Andrew Economos

No. 48
- Position: Long snapper

Personal information
- Born: June 24, 1982 (age 43) Atlanta, Georgia, U.S.
- Height: 6 ft 1 in (1.85 m)
- Weight: 250 lb (113 kg)

Career information
- High school: Marist (Atlanta)
- College: Georgia Tech

Career history
- Jacksonville Jaguars (2005–2006)*; Tampa Bay Buccaneers (2006–2013);
- * Offseason and/or practice squad member only

Career NFL statistics
- Games played: 108
- Total tackles: 23
- Forced fumbles: 1
- Stats at Pro Football Reference

= Andrew Economos =

American football player (born 1982)

Andrew John Economos (born June 24, 1982) is an American former professional football player who was a long snapper in the National Football League (NFL). He played college football for the Georgia Tech Yellow Jackets and was signed as an undrafted free agent by the Jacksonville Jaguars in 2005. Economos was also a member of the Tampa Bay Buccaneers.

==Early life==
Economos graduated from Atlanta's Marist High School and was a letterman in football, basketball, hockey and baseball. In basketball, he led his team to the 2000 Georgia State Championship as a senior.

==College career==
Economos was a long snapper at Georgia Tech and named to the 2003-2004 ACC Academic Honor Roll.

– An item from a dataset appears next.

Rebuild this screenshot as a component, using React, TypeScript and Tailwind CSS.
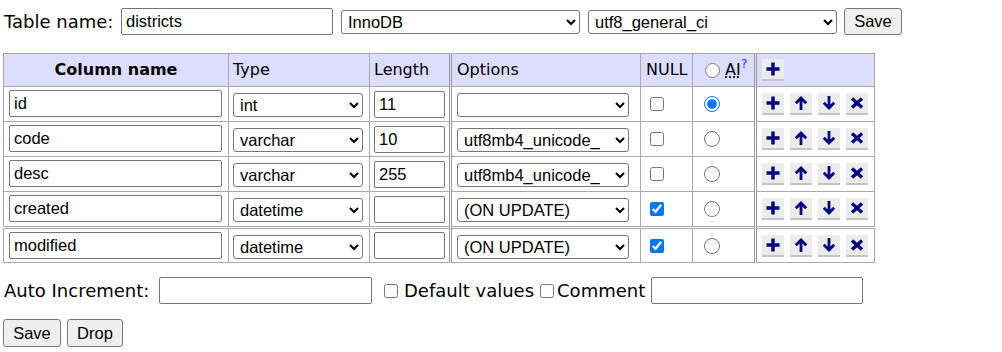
import React from 'react';

type IconKind = 'plus' | 'up' | 'down' | 'cross';

// small navy glyphs used on the row action buttons
function ActionIcon({ kind }: { kind: IconKind }) {
  const paths: Record<IconKind, string> = {
    plus: 'M8 1.5v13M1.5 8h13',
    up: 'M8 15V3M2.8 8.2 8 3l5.2 5.2',
    down: 'M8 1v12M2.8 7.8 8 13l5.2-5.2',
    cross: 'M3 3.5l10 9M13 3.5l-10 9',
  };
  const width = kind === 'up' || kind === 'down' ? 2.8 : 3.4;
  return (
    <svg width="16" height="16" viewBox="0 0 16 16" fill="none" stroke="#000080" strokeWidth={width}>
      <path d={paths[kind]} />
    </svg>
  );
}

function ActionButton({ kind }: { kind: IconKind }) {
  return (
    <button
      type="button"
      className="flex h-[22px] w-[22px] shrink-0 items-center justify-center border-b-2 border-[#c4c4c4] bg-[#ececec]"
    >
      <ActionIcon kind={kind} />
    </button>
  );
}

const inputCls =
  "block h-[27px] rounded-[2px] border border-[#767676] bg-white px-[4px] font-['Liberation_Sans',Arial,sans-serif] text-[16.5px] text-black";
const selectCls =
  "block h-[24px] rounded-[3px] border border-[#767676] bg-white pl-[2px] font-['Liberation_Sans',Arial,sans-serif] text-[16.5px] text-black";

interface Field {
  name: string;
  type: string;
  length: string;
  options: string;
  nullable: boolean;
}

const fields: Field[] = [
  { name: 'id', type: 'int', length: '11', options: '', nullable: false },
  { name: 'code', type: 'varchar', length: '10', options: 'utf8mb4_unicode_ci', nullable: false },
  { name: 'desc', type: 'varchar', length: '255', options: 'utf8mb4_unicode_ci', nullable: false },
  { name: 'created', type: 'datetime', length: '', options: '(ON UPDATE)', nullable: true },
  { name: 'modified', type: 'datetime', length: '', options: '(ON UPDATE)', nullable: true },
];

const types = ['int', 'varchar', 'datetime', 'text', 'date'];
const optionValues = ['', 'utf8mb4_unicode_ci', '(ON UPDATE)'];

export default function App() {
  return (
    <div className="pl-[3px] pt-[8px] font-['DejaVu_Sans',Verdana,sans-serif] text-[18px] text-black">
      <div className="flex h-[27px] items-center">
        <span className="ml-[1px] w-[117px] leading-none">Table name:</span>
        <input className={`${inputCls} w-[212px]`} defaultValue="districts" />
        <select className={`${selectCls} ml-[8px] w-[239px]`} defaultValue="InnoDB">
          <option>InnoDB</option>
          <option>MyISAM</option>
        </select>
        <select className={`${selectCls} ml-[8px] w-[249px]`} defaultValue="utf8_general_ci">
          <option>utf8_general_ci</option>
          <option>utf8mb4_unicode_ci</option>
        </select>
        <button
          type="button"
          className="ml-[7px] h-[27px] w-[58px] rounded-[3px] border border-[#767676] bg-[#efefef] font-['Liberation_Sans',Arial,sans-serif] text-[16.5px]"
        >
          Save
        </button>
      </div>

      <table className="mt-[18px] w-[871px] table-fixed border-collapse border border-[#aaa] text-[16px]">
        <thead>
          <tr className="h-[33px] bg-[#ddf]">
            <th className="w-[225px] border border-[#aaa] px-[5px] text-center font-bold">Column name</th>
            <td className="w-[141px] border border-[#aaa] px-[4px]">Type</td>
            <td className="w-[81px] border border-[#aaa] px-[4px]">Length</td>
            <td className="w-[190px] border border-[#aaa] border-l-[3px] border-l-[#999] border-double px-[5px]">
              Options
            </td>
            <td className="w-[52px] border border-[#aaa] px-[5px]">NULL</td>
            <td className="w-[63px] border border-[#aaa] pl-[12px] pr-0">
              <label className="flex items-center">
                <input type="radio" name="auto_increment_col" className="m-0 h-[15px] w-[15px]" />
                <abbr className="ml-[5px] underline decoration-dotted underline-offset-2" title="Auto Increment">
                  AI
                </abbr>
                <sup className="relative -top-[6px] text-[13px] text-[#2f3bef]">?</sup>
              </label>
            </td>
            <td className="w-[119px] border border-[#aaa] border-l-[3px] border-l-[#999] border-double pl-[5px]">
              <ActionButton kind="plus" />
            </td>
          </tr>
        </thead>
        <tbody>
          {fields.map((f, i) => {
            const last = i === fields.length - 1;
            return (
              <tr key={f.name} className={last ? 'border-t-[3px] border-double border-t-[#aaa]' : ''}>
                <td className={`border border-[#aaa] pl-[5px] pt-[3px] ${last ? 'pb-[3px]' : 'pb-[4px]'}`}>
                  <input className={`${inputCls} w-[213px]`} defaultValue={f.name} />
                </td>
                <td className="border border-[#aaa] pl-[4px]">
                  <div className="flex h-[27px] items-center pt-[2px]">
                    <select className={`${selectCls} w-[130px]`} defaultValue={f.type}>
                      {types.map((t) => (
                        <option key={t}>{t}</option>
                      ))}
                    </select>
                  </div>
                </td>
                <td className="border border-[#aaa] pl-[4px]">
                  <input className={`${inputCls} w-[71px]`} defaultValue={f.length} />
                </td>
                <td className="border border-[#aaa] border-l-[3px] border-l-[#999] border-double pl-[5px]">
                  <div className="flex h-[27px] items-center pt-[2px]">
                    <select className={`${selectCls} w-[172px] pr-[12px]`} defaultValue={f.options}>
                      {optionValues.map((o) => (
                        <option key={o} value={o}>
                          {o}
                        </option>
                      ))}
                    </select>
                  </div>
                </td>
                <td className="border border-[#aaa] pl-[9px]">
                  <input type="checkbox" defaultChecked={f.nullable} className="m-0 block h-[14px] w-[14px]" />
                </td>
                <td className="border border-[#aaa] pl-[11px]">
                  <input
                    type="radio"
                    name="auto_increment_col"
                    defaultChecked={i === 0}
                    className="m-0 block h-[16px] w-[16px]"
                  />
                </td>
                <td className="border border-[#aaa] border-l-[3px] border-l-[#999] border-double pl-[5px]">
                  <div className="flex gap-[6px]">
                    <ActionButton kind="plus" />
                    <ActionButton kind="up" />
                    <ActionButton kind="down" />
                    <ActionButton kind="cross" />
                  </div>
                </td>
              </tr>
            );
          })}
        </tbody>
      </table>

      <div className="mt-[14px] flex h-[27px] items-center">
        <span className="ml-[1px] w-[155px] leading-none">Auto Increment:</span>
        <input className={`${inputCls} w-[213px]`} />
        <label className="ml-[12px] flex items-center">
          <input type="checkbox" className="m-0 h-[14px] w-[14px]" />
          <span className="ml-[6px] leading-none">Default values</span>
        </label>
        <label className="ml-[6px] flex items-center">
          <input type="checkbox" className="m-0 h-[14px] w-[14px]" />
          <span className="ml-[3px] leading-none">Comment</span>
        </label>
        <input className={`${inputCls} ml-[6px] w-[212px]`} />
      </div>

      <div className="mt-[15px] flex gap-[6px]">
        <button
          type="button"
          className="h-[28px] w-[58px] rounded-[3px] border border-[#767676] bg-[#efefef] font-['Liberation_Sans',Arial,sans-serif] text-[16.5px]"
        >
          Save
        </button>
        <button
          type="button"
          className="h-[28px] w-[56px] rounded-[3px] border border-[#767676] bg-[#efefef] font-['Liberation_Sans',Arial,sans-serif] text-[16.5px]"
        >
          Drop
        </button>
      </div>
    </div>
  );
}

At Tech, he became a member of the Phi Delta Theta fraternity.

==Professional career==
On April 24, 2005, signed as an undrafted free agent with the Jacksonville Jaguars after he wasn't drafted in the 2005 NFL draft. He was released in 2006 after spending time on the practice squad.

On June 13, 2008, Economos signed a 5-year, $4 million contract to remain with the Buccaneers, who he has been a long snapper since 2006. He snapped for Tampa Bay all of 2007.